Pamela Sheff: Class at Work in America (First Year)
In this course, we will explore together the way our own class filters work by reading and responding to concepts in social theory, contemporary and historical social documents, literature, and the media.

Renny Christopher and Beth Hartung: Narratives of the Working-Class (upper-division general education)
Narratives of the Working Class meshes sociological and literary perspectives, and enables students to work on writing their own narratives.

Sherry Linkon: Class and Culture (Upper Division/Graduate)
This course is designed to help you achieve the following learning goals: understand the complexity of class as a social and analytical category, develop your ability to critically analyze representations of the working class, understand how popular culture shapes working-class consciousness and activism, understand how class culture is complicated by the intersection of multiple cultural identities—race, gender, sexuality, place, ethnicity.

Literature

Sherry Linkon: Working-Class Literature (Graduate)
This course has two purposes: to help you develop an understanding of central debates about and themes in American working-class literature and to help you develop your skills as a researcher and teacher of literature in general.

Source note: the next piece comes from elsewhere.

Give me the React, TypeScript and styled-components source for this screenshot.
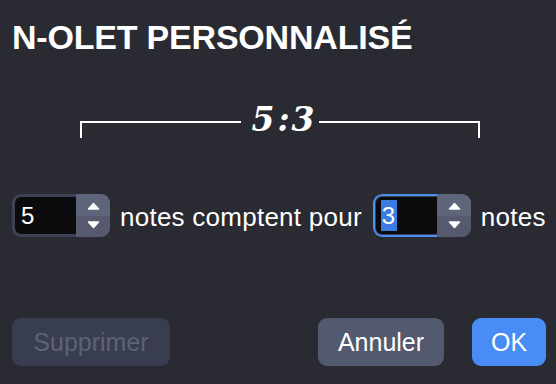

William DeGenaro: Working-Class Literature (First year)
The name of this course raises more questions than it answers. Who is the working class? How does the working class differ from the middle class? Is working-class literature written by, for, or about the working class? What characteristics distinguish this literature? The answers to all these questions are complex and you will spend the semester engaged in critical conversation and reflective and analytical writing in order to begin formulating thoughtful and examined responses.

Pamela Fox:  Class Fictions in the Contemporary U.S. (Upper Division)

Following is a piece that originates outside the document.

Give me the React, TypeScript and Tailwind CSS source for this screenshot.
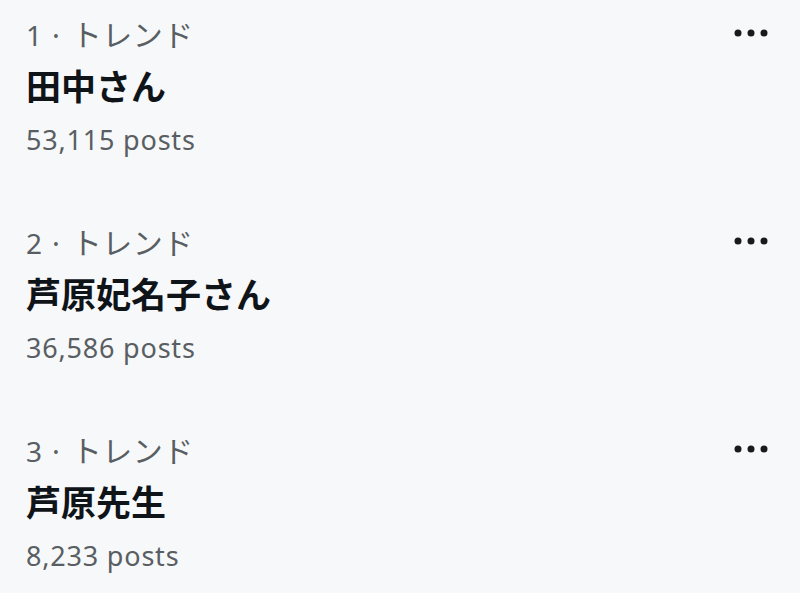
const trends = [
  { rank: 1, name: "田中さん", posts: "53,115" },
  { rank: 2, name: "芦原妃名子さん", posts: "36,586" },
  { rank: 3, name: "芦原先生", posts: "8,233" },
];

function MoreIcon() {
  return (
    <svg width="36" height="12" viewBox="0 0 36 12" className="text-[#1a1a1a]">
      <circle cx="4" cy="6" r="3.5" fill="currentColor" />
      <circle cx="17" cy="6" r="3.5" fill="currentColor" />
      <circle cx="30" cy="6" r="3.5" fill="currentColor" />
    </svg>
  );
}

export default function App() {
  return (
    <div
      className="w-[800px] h-[593px] bg-[#f7f8f9] overflow-hidden"
      style={{ fontFamily: '"Noto Sans", "Noto Sans CJK JP", sans-serif' }}
    >
      {trends.map((t) => (
        <div key={t.rank} className="flex justify-between pl-[26px] pr-[30px] pt-[9px] pb-[42px]">
          <div className="flex flex-col">
            <div className="text-[29px] leading-[52px] text-[#595e63]">
              <span className="text-[28px]">{t.rank}</span>
              <span className="ml-[10px] mr-[12px]">·</span>
              <span className="text-[30px] tracking-[0.5px]">トレンド</span>
            </div>
            <div className="text-[35px] leading-[52px] font-bold text-[#0f1419]">
              {t.name}
            </div>
            <div className="text-[27px] leading-[53px] tracking-[0.8px] text-[#595e63]">
              {t.posts} posts
            </div>
          </div>
          <div className="pt-[18px]">
            <MoreIcon />
          </div>
        </div>
      ))}
    </div>
  );
}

This interdisciplinary course examines U.S. literary and popular representations of “low” classes/cultures (working class/poor/’underclass’) from the 1990s to the present moment.  With the aid of recent theory and cultural criticism, we will focus on ways in which categories such as race, gender, and sexuality help to construct our contemporary notions of what “class” means in the United States.  We will be studying a wide variety of texts, forms, and genres-fiction, autobiography, film, and music-and taking up a broad spectrum of issues.

Composition & Rhetoric

William DeGenaro: Rhetorics of Social Class (Graduate)
In this class, we will consider intersections of theories of class and theories of rhetoric . . . . We will also think about social class in the contexts of the workplace, the community, the college campus, and the classroom.